Sarà che siamo ancora in piena atmosfera d’esami, fatto sta che Argentina-Nigeria mi è sembrata la classica partita pluri-disciplinare, multi-tematica. I miei, dovevano sulla carta essere occhi disinteressati, distaccati ed oggettivi, hanno finito per guardare la gara con un’interesse massimale.
Mi sono ritrovato addosso una lista infinita di interessanti spunti: una qualificazione, quella dell’Argentina, in bilico fino alla fine e decisa da chi non t’aspetti. Ma anche l’affascinante storia di Messi, che si riappropria della stima che merita dopo esser stato investito dai pirati dei giudizi affrettati, finanche al cospetto della sua classe.
Voglio citare anche quel Mascherano, desiderato all’ombra del Vesuvio come lo scioglimento del sangue di San Gennaro mai avvenuto, figura – quella dell’argentino – specchio riflettente del Napoli rafaelita che aveva tanta voglia di tuffarsi nel calcio che conta.
E a proposito di allenatori, come evitare un passaggio su Sanpaoli? Altro che tuta di Sarri, si mostra in tenuta balneare nelle prime uscite per poi contenersi nell’ultima.

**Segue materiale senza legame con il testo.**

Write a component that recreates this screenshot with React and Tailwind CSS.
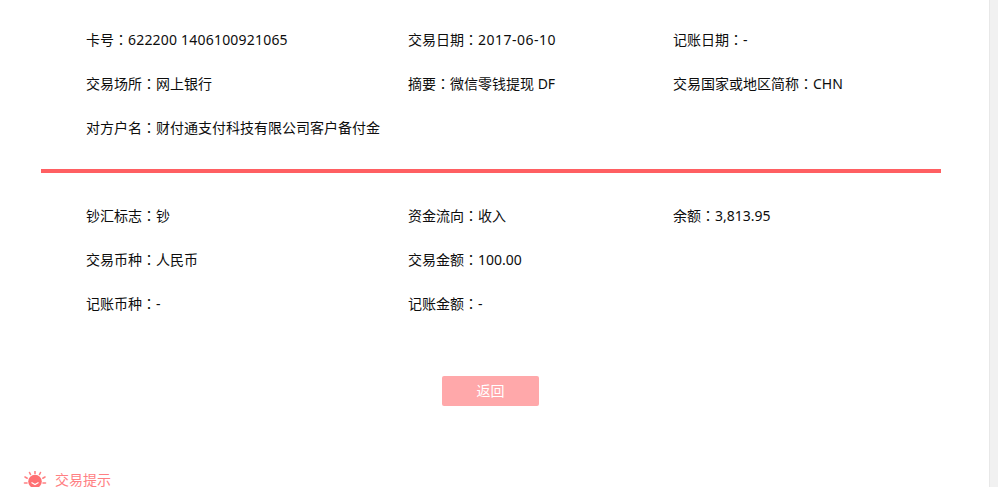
import React from "react";

const topRows = [
  [["卡号", "622200 1406100921065", "tracking-[0.2px]"], ["交易日期", "2017-06-10", "tracking-[0.5px]"], ["记账日期", "-"]],
  [["交易场所", "网上银行"], ["摘要", "微信零钱提现 DF"], ["交易国家或地区简称", "CHN"]],
  [["对方户名", "财付通支付科技有限公司客户备付金"]],
];

const bottomRows = [
  [["钞汇标志", "钞"], ["资金流向", "收入"], ["余额", "3,813.95"]],
  [["交易币种", "人民币"], ["交易金额", "100.00"]],
  [["记账币种", "-"], ["记账金额", "-"]],
];

function Field({ label, value, valueClass }) {
  return (
    <div className="whitespace-nowrap">
      {label}
      <span className="font-['Noto_Sans_CJK_TC']">：</span>
      <span className={valueClass}>{value}</span>
    </div>
  );
}

function InfoBlock({ rows }) {
  return (
    <div className="pl-[86px]">
      {rows.map((row, i) => (
        <div key={i} className="grid h-[44px] grid-cols-[322px_265px_1fr] items-center">
          {row.map(([label, value, valueClass]) => (
            <Field key={label} label={label} value={value} valueClass={valueClass} />
          ))}
        </div>
      ))}
    </div>
  );
}

function SunIcon() {
  return (
    <svg width="24" height="20" viewBox="0 0 24 20" className="shrink-0">
      <g stroke="#ff8083" strokeWidth="1.6" strokeLinecap="round">
        <path d="M12 .5v2" />
        <path d="M6.5 1.5l1 2" />
        <path d="M17.5 1.5l-1 2" />
        <path d="M2 6l2.2 1.2" />
        <path d="M22 6l-2.2 1.2" />
        <path d="M1.5 12h2.5" />
        <path d="M20 12h2.5" />
      </g>
      <circle cx="12" cy="10.5" r="6.8" fill="#ff7073" />
      <path d="M8.5 11.5l3.5 2 3.5-2" fill="none" stroke="#fff" strokeWidth="1.2" />
    </svg>
  );
}

export default function App() {
  return (
    <div className="flex h-[487px] w-full overflow-hidden bg-white font-['Noto_Sans','Noto_Sans_CJK_SC',sans-serif] text-sm text-[#0d0d0d]">
      <div className="min-w-0 flex-1">
        <div className="pt-[17px]">
          <InfoBlock rows={topRows} />
        </div>

        <div className="mt-[20px] ml-[41px] h-[4px] w-[900px] bg-[#ff5f62]" />

        <div className="pt-[20px]">
          <InfoBlock rows={bottomRows} />
        </div>

        <div className="mt-[51px] ml-[442px]">
          <button className="h-[30px] w-[97px] rounded-[2px] bg-[#ffa8aa] text-sm text-white">返回</button>
        </div>

        <div className="mt-[65px] ml-[23px] flex items-start gap-[8px] text-sm text-[#ff8083]">
          <SunIcon />
          <span className="leading-[18px]">交易提示</span>
        </div>
      </div>
      <div className="w-[9px] shrink-0 border-l border-[#e8e8e8] bg-[#f1f1f1]" />
    </div>
  );
}
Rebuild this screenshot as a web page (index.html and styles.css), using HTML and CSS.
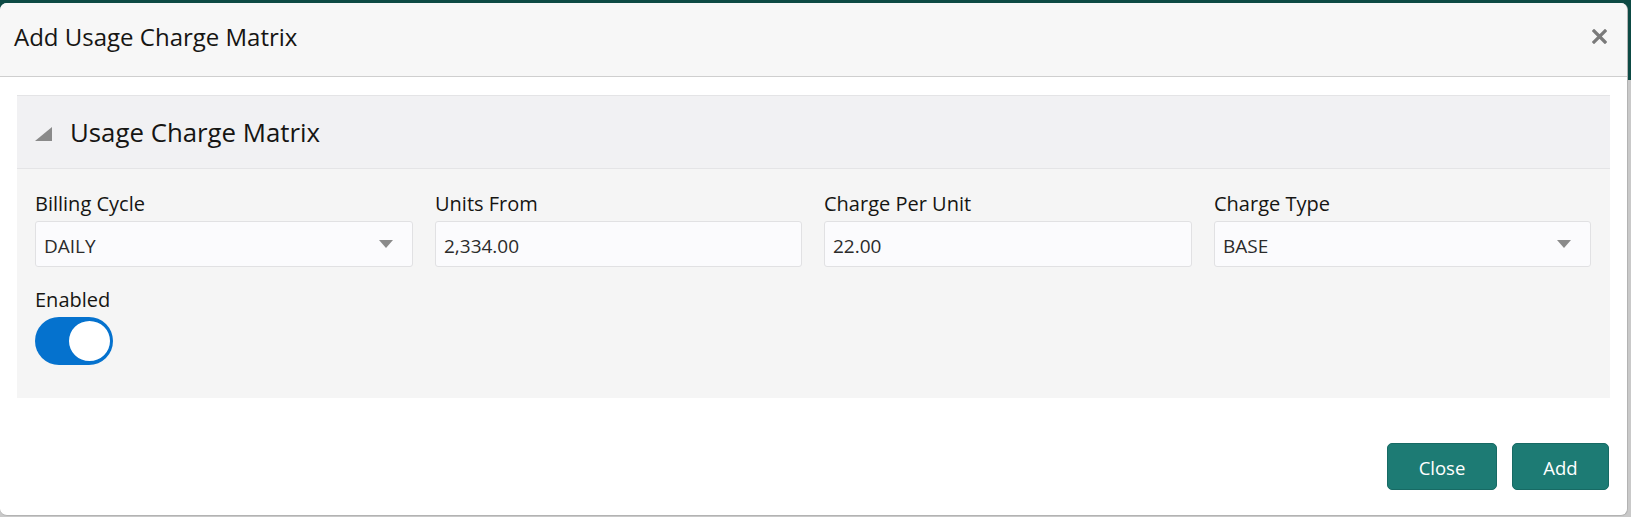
FILE: index.html
```html
<!DOCTYPE html>
<html lang="en">
<head>
    <meta charset="UTF-8">
    <meta name="viewport" content="width=device-width, initial-scale=1.0">
    <title>Add Usage Charge Matrix</title>
    <link rel="stylesheet" href="styles.css">
</head>
<body>
    <div class="dialog">
        <div class="dialog-header">
            <h1 class="dialog-title">Add Usage Charge Matrix</h1>
            <button class="close-x" title="Close">
                <svg width="15" height="15" viewBox="0 0 15 15">
                    <path d="M2 2 L13 13 M13 2 L2 13" stroke="#7a7a7a" stroke-width="3.2" stroke-linecap="square"/>
                </svg>
            </button>
        </div>
        <div class="dialog-body">
            <section class="panel">
                <div class="panel-header">
                    <svg class="collapse-icon" width="17" height="14" viewBox="0 0 17 14">
                        <polygon points="17,0 17,14 0,14" fill="#8a8a8a"/>
                    </svg>
                    <h2 class="panel-title">Usage Charge Matrix</h2>
                </div>
                <div class="panel-content">
                    <div class="field-grid">
                        <div class="field">
                            <label>Billing Cycle</label>
                            <div class="input select">
                                <span>DAILY</span>
                                <svg width="14" height="8" viewBox="0 0 14 8"><polygon points="0,0 14,0 7,8" fill="#8a8a8a"/></svg>
                            </div>
                        </div>
                        <div class="field">
                            <label>Units From</label>
                            <div class="input">2,334.00</div>
                        </div>
                        <div class="field">
                            <label>Charge Per Unit</label>
                            <div class="input">22.00</div>
                        </div>
                        <div class="field">
                            <label>Charge Type</label>
                            <div class="input select">
                                <span>BASE</span>
                                <svg width="14" height="8" viewBox="0 0 14 8"><polygon points="0,0 14,0 7,8" fill="#8a8a8a"/></svg>
                            </div>
                        </div>
                    </div>
                    <div class="field toggle-field">
                        <label>Enabled</label>
                        <div class="switch on"><span class="knob"></span></div>
                    </div>
                </div>
            </section>
        </div>
        <div class="dialog-footer">
            <button class="btn btn-close">Close</button>
            <button class="btn btn-add">Add</button>
        </div>
    </div>
</body>
</html>
```

FILE: styles.css
```css
* {
    box-sizing: border-box;
}
body {
    margin: 0;
    padding-top: 3px;
    font-family: "Open Sans", Lato, sans-serif;
    color: #161513;
    background: linear-gradient(#0d4a44 0, #0d4a44 80px, #c9c9c9 80px);
    height: 517px;
    overflow: hidden;
}
.dialog {
    width: 1628px;
    height: 513px;
    background: #fff;
    border-right: 1px solid #b3b3b3;
    border-bottom: 1px solid #b3b3b3;
    border-radius: 7px;
    overflow: hidden;
    display: flex;
    flex-direction: column;
}
.dialog-header {
    height: 74px;
    background: #f7f7f7;
    border-bottom: 1px solid #cfcfcf;
    display: flex;
    align-items: center;
    justify-content: space-between;
    padding: 0 20px 6px 14px;
}
.dialog-title {
    margin: 0;
    font-size: 24px;
    font-weight: normal;
}
.close-x {
    border: none;
    background: none;
    padding: 0;
    width: 15px;
    height: 15px;
    display: flex;
    cursor: pointer;
}
.dialog-body {
    padding: 18px 17px 0 17px;
}
.panel-header {
    height: 74px;
    background: #f1f1f3;
    border-top: 1px solid #e4e4e6;
    border-bottom: 1px solid #e4e4e6;
    display: flex;
    align-items: center;
    padding: 0 18px;
    gap: 18px;
}
.collapse-icon {
    margin-top: 4px;
}
.panel-title {
    margin: 0;
    font-size: 25.8px;
    font-weight: normal;
}
.panel-content {
    background: #f5f5f5;
    padding: 23px 18px 33px 18px;
}
.field-grid {
    display: grid;
    grid-template-columns: 378px 367px 368px 377px;
    column-gap: 22px;
}
.field label {
    display: block;
    font-size: 20px;
    line-height: 24px;
    margin-bottom: 5px;
}
.input {
    height: 46px;
    background: #fbfbfd;
    border: 1px solid #e1e1e3;
    border-radius: 3px;
    display: flex;
    align-items: center;
    justify-content: space-between;
    padding: 3px 19px 0 8px;
    font-size: 19px;
    color: #2b2b2b;
}
.select svg {
    margin-top: -3px;
}
.toggle-field {
    margin-top: 21px;
}
.switch {
    width: 78px;
    height: 48px;
    border-radius: 24px;
    background: #0572ce;
    position: relative;
}
.knob {
    position: absolute;
    top: 2px;
    right: 1px;
    width: 45px;
    height: 44px;
    border-radius: 50%;
    background: #fff;
    border: 2px solid #0572ce;
}
.dialog-footer {
    display: flex;
    justify-content: flex-end;
    gap: 15px;
    padding: 45px 18px 0 0;
}
.btn {
    height: 47px;
    padding-top: 3px;
    background: #1d7b74;
    color: #fff;
    border: 1px solid #176a64;
    border-radius: 5px;
    font-family: "Open Sans", Lato, sans-serif;
    font-size: 18.5px;
    cursor: pointer;
}
.btn-close {
    width: 110px;
}
.btn-add {
    width: 97px;
}
```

Una tenuta più composta che lo ha però esautorato. E’ stata evidente l’epurazione subìta da parte della squadra. Mai vista una delegittimazione di questa portata.
Ma Argentita-Nigeria è stata anche la partita dei fantasmi bianconeri: uno invisibile perché comodamente seduto in panchina, Dybala. L’altro, Higuain, è una presenza incorporea che vaga per il campo senza meta.
E poi c’è lui, Diego Armando Maradona. Non è sul terreno verde ma è comunque uno show. Le telecamere indugiano sovente su di lui, ne vogliono catturare ogni istante, consapevoli del fatto che ognuno sarà diverso dal successivo.
Diego non mi ha fatto una buona impressione. Mi è sembrato poco istituzionalizzato e vittima di quella stravaganza incontrollata non propriamente tipica dei suoi momenti migliori.
La sua è una gara nella gara: emozionante, sorprendente, ricca di colpi di scena. Esulta al gol di Messi e si abbandona ad una esultanza barocca, poi evidentemente si annoia, si stende come se fosse sul divano di casa e schiaccia un breve pisolino. La restante parte di gara è fatta da sussulti, fino a quello finale. Rojo la mette dentro ad una manciata di muniti dalla fine e regala la qualificazione all’Argentina, Diego esagera e mostra un doppio dito medio a chi, presumibilmente, l’aveva punto nell’orgoglio nazionale.
Una scena poco edificante, da stigmatizzare, ma forse anche da capire. In ogni caso, non certamente una notizia da spiattellare in prima pagina.
Detto, fatto. Le dita di Maradona hanno oscurato la prodezza di Messi. Evidentemente i piedi di Diego non sono gli unici a fare la differenza.
Sono tanti gli addetti ai lavori rimasti disgustati dal gesto di Diego, da qualcuno addirittura paragonato, per indecenza, alle sue gesta sul campo.
La domanda, pure stupida, è: quando Diego è stato indecente in campo?
La risposta semplice come un cruciverba facilitato: mai.
Si resta davvero basiti nel vedere operatori dell’informazione che sfuggono al loro compito e per chissà quale altra motivazione occulta non sminuiscono l’accaduto. La sciarpa al collo per chi racconta lo sport non è una medaglia al valore, ma un enorme limite culturale.